Do the twilight stars
shine
above the notes of a
song?
Do the crying doves
sing
a song of true love?
Does the love from
above
touch the trees by
the sea?
Does the song float
above
the sea in love’s
dream?
Does the love in the
song
light the dreams of
the trees?
Do the trees by the
seas
want the cold winds
to blow?
Do the seas of love’s
dream
light the stars’
shine at twilight?
Do the dreams of the
trees
make the singing
doves cry?
I asked the blue
leaf,
in a soft, whispered
plea,
heart to heart with
the leaf,
why would it ask about
these,
circular questions
that sing
of the conundrums of
trees?
The dreams of the
trees
are held in me, the
blue leaf,
the leaf that felt
blue,
when it fell from a
tree,
for stone I might as
well be,
no longer held by a
tree.
T. Gramercy
theresegramercy.com
theresegramercy.com
Thursday, December 16, 2010
Lavender Sky
My
heart wants to live in the lavender sky,
in the infinity
zone of striated cloud lines,
where
peace and love are forever first,
unlike
the way it is where our feet touch the earth.
T. Gramercy
theresegramercy.com
Thursday, November 18, 2010
She Waits
And she waits,
and the shells
pearl,
and she waits,
and the seeds
whorl,
and she waits,
and the waves
curl,
and she waits,
and the clouds
swirl,
and she waits,
and the sun
burns,
and she waits,
and the sea
churns,
and she waits,
and the earth
turns,
and she waits,
and the heart
learns.
T. Gramercy
theresegramercy.com
Thursday, July 8, 2010
Two Oceans
A woman and her child
walked along the seashore. They came to
a rocky knoll and climbed up until they reached a platform of flat rocks where
they could sit and look around them as far as the eye could see. After gazing at the ocean in silence, the
child asked her mother to tell her the story of the ocean again.
She told her child
that the world was once a very different place.
Trash lined the highways. The rivers
poured chemicals into the sea. The rain forests were cut down and burned. The sky was brown with pollution. Bigger and bigger oil spills occurred in the
oceans of the world. Life continued on
as if all of this was normal, but it became harder and harder for the people to
fool themselves into believing the lie, that their way of living was healthy
and the world would be fine. When the
animals and the sea creatures began dying, the people become sad, then really
worried, and they started to fear what their future would bring. They were told there was a woman in the north
who could tell them and they sent their most sincere young man to learn what he
could of their destiny.
He traveled far north
to the land that was known at that time as Alaska. He asked where he could find the woman who was
known as Sky Love. He found her just as
they said he would, outside in nature, tending her garden as she smiled at the
sky, her long gray hair blowing in the breeze.

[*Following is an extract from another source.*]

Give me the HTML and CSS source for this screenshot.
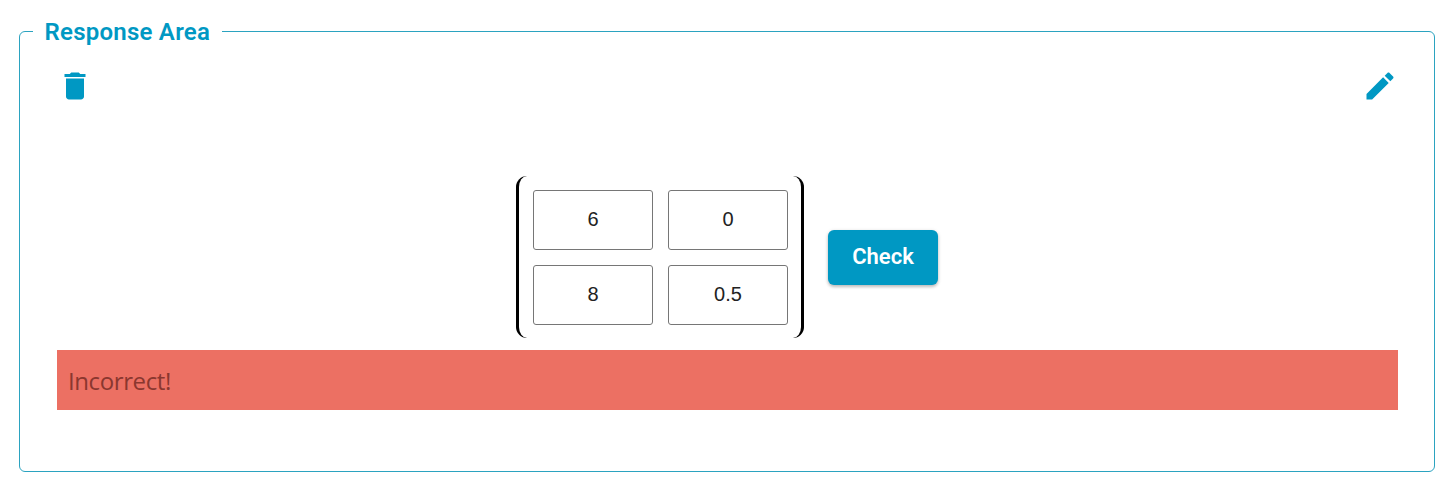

He introduced himself and told her that he knew she was one who could
see the visions and that he had come to learn the destiny of the earth. She told him that she had been waiting for
his visit. They sat down together on a
stone bench in her peaceful garden. They
continued to sit quietly together while she gathered her thoughts, then she
began to tell him her vision.
The ocean was dying
from the continuous fouling of its waters.
The chain of life would stop at the beginning. The smaller life forms would be the first to
go, along with those species that were few in number. As the oceans died, so would the land, for
the rains would dump the poisons of the ocean waters onto the soils of their
farmlands. The desert would spread
around the world. The animals and the
people would die and the dead earth with its stagnant black ocean would become
a silent place in the universe.
The young man was sad
and told her that he feared it would be so.
He thanked her and got up to leave.
She smiled at him and told him that she had an alternate vision, but that
this vision of the future was still possible for only a short time, and would
he like to know that vision too. He sat
back down and begged her to proceed. She
allowed them to settle back into their quiet state again, then she told him the
second vision.
She warned him that this
vision had only a sliver of hope remaining, for the world would have to act
quickly and act together as one, and time was running out to begin all the work
that had to be done. If they could work
together, pool their resources, share the guilt and responsibility, believe in
the good inside of each other, then the oceans would recover. The rains would become clean again and the
farmlands would prosper. The oceans and
the skies would again be blue, a most heavenly blue. They would have to act without delay and
tirelessly at first to accomplish this, for the oceans were almost beyond
repair. They would have to change their
ways for good this time and truly learn to respect the earth. It could no longer be left to another
generation. If this generation would not
make these urgent changes now then the first vision would become their future. The choice of which ocean, black or blue, was
their destiny to decide.
He thanked her again
for her time and told her that he had to leave right away, that the oceans were
counting on him. She smiled as she told
him that she believed in his spirit. She
kissed his cheek, and turned back to walk in her garden and she gazed into the
sky as she loved to do.
The mother placed her
arm around her child as they continued to stare at the ocean together. Her child looked up at her and thanked her
for explaining to her once again why the ocean was so blue, but she still wanted
to know what became of Sky Love. Her
mother told her, that like all people, she returned to the sky. The legend says that when she was returning,
that huge iridescent halibut jumped out of the ocean and applauded as she passed
by. The legend also says that whenever
you do a kind thing to help the earth or the sky or the ocean, that you will
feel her kiss upon your cheek to thank you as her spirit passes by on the
breeze and that you will come to know the meaning of sky love.